Find the lines below that contain the word "React" and count them. Only the number should be given.

* Records provided:
-- start --

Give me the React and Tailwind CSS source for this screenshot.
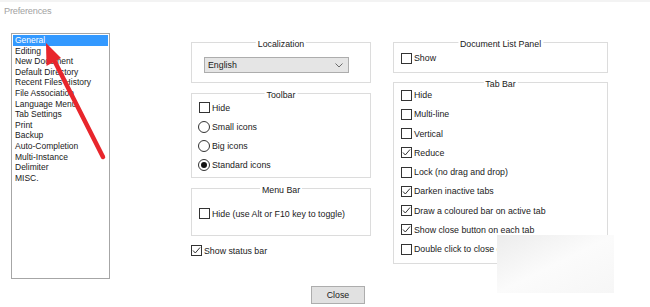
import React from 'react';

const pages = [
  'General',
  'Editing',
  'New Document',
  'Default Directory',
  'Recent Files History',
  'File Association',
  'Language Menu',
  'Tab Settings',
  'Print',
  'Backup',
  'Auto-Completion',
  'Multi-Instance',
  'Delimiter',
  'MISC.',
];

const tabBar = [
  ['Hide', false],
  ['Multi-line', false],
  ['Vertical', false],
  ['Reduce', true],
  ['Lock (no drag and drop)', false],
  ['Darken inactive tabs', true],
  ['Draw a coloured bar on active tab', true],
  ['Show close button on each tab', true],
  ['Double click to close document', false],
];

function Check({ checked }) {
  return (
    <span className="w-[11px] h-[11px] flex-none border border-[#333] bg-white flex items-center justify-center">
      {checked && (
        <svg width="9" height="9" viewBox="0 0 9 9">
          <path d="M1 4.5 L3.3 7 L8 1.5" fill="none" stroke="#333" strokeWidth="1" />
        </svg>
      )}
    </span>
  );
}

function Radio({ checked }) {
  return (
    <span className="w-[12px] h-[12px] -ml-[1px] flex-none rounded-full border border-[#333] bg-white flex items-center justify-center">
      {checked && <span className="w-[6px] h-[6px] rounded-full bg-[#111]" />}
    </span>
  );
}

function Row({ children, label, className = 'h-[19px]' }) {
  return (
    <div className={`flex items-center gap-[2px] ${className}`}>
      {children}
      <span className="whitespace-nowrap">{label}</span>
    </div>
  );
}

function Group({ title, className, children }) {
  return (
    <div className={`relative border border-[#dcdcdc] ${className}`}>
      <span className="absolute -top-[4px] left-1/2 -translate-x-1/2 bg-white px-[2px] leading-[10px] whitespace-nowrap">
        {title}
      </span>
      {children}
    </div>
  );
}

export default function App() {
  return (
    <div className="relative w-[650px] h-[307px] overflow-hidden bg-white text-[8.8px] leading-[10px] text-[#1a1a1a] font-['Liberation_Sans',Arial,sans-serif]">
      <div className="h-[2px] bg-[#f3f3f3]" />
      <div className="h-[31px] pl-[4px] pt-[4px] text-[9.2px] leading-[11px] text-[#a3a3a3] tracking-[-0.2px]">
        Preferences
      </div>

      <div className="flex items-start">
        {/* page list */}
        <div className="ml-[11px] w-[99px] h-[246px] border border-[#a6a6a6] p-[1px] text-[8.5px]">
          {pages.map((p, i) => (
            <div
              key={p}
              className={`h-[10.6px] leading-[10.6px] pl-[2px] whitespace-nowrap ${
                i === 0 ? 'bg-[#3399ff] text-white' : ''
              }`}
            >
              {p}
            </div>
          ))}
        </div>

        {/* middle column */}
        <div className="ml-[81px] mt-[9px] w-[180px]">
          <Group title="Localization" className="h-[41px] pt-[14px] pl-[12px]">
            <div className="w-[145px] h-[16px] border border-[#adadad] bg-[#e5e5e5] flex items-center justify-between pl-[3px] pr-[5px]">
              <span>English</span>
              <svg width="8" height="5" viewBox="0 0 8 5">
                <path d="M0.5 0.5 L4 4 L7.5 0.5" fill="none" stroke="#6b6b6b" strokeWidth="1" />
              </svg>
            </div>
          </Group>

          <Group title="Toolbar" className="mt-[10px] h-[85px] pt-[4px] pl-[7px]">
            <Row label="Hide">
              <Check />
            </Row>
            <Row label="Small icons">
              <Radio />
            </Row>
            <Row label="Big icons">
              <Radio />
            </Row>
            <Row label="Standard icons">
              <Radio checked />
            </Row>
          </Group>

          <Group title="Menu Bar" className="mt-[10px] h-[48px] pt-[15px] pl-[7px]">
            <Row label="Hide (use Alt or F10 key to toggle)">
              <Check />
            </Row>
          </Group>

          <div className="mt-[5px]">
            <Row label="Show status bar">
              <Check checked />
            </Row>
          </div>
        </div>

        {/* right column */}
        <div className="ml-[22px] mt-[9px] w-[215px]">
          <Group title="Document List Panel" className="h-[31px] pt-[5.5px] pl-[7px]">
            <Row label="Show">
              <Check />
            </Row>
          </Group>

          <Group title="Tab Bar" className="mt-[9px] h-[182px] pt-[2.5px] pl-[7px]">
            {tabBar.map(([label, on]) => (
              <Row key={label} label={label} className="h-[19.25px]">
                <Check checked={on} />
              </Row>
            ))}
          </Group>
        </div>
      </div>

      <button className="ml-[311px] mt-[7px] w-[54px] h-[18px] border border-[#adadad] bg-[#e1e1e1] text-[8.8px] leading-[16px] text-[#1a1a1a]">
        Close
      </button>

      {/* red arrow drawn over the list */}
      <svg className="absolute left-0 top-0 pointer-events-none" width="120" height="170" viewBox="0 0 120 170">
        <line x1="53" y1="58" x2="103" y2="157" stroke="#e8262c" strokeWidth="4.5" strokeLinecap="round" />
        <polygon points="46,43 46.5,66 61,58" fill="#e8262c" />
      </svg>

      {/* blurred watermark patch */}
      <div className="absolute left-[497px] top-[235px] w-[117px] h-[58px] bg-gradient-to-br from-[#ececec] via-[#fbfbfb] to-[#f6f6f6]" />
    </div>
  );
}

-- end --
-- start --

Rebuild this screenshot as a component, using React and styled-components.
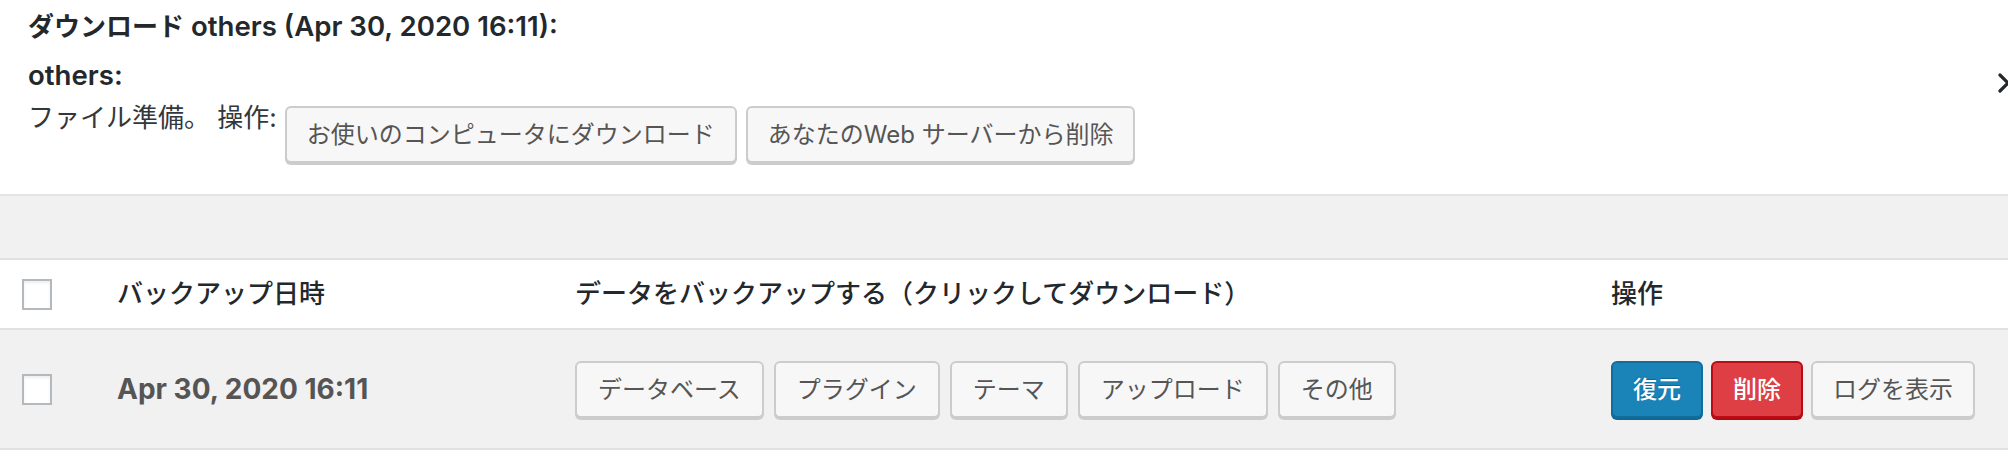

-- end --
-- start --

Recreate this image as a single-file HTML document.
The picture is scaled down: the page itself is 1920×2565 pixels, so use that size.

-- end --

* Answer for the task: 3